Para acabar con la pornografía lo primero es acabar con la hipocresía. Hay que facilitar, antes que nada, el contacto entre el hombre y la mujer, porque mientras los sentimientos humanos no se puedan desenvolver libremente, es indudable que se desenvolverán de una manera pornográfica. Con libros de Felipe Trigo o con libros del padre Coloma; con música de Lleó o del organista de San Francisco el Grande, ellos se desenvolverán. Yo soy un gran enemigo de la pornografía, que considera eminentemente pornográficas todas las leyes antipornográficas.
La escultura en Londres
Lloyd George y los caseros.
Hace algún tiempo se decía que lo mejor de Londres es la niebla.

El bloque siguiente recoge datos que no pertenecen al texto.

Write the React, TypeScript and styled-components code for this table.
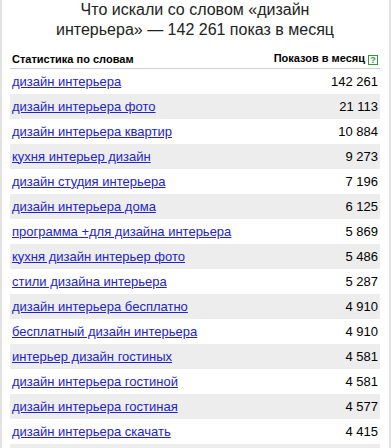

—¿Por qué? —preguntaba uno cándidamente.
—Pues porque impide ver todo lo demás. Ahora, un londinense que acaba de llegar a Londres, después de una larga ausencia, se manifiesta maravillado ante las suntuosas decoraciones exteriores de los edificios modernos. «No se construye actualmente en Londres ningún edificio de importancia —dice— sin su correspondiente grupo de figuras alegóricas». En este renacimiento de la escultura es probable que no haya dejado de ejercer cierta influencia la política de Lloyd George. Hasta ahora, todo era provisional en Londres. Ya saben ustedes que el que compraba en Londres un solar debía reintegrarlo al cabo de cien años a los lores que se lo habían vendido, dándoles de propina cuanto hubiese puesto o edificado en él. ¿Así quién iba a perder su dinero edificando edificios magníficos, ni cómo iba a desarrollarse la escultura en esas condiciones? La escultura es tal vez la más noble de todas las artes, porque su idea inicial es la idea de la eternidad.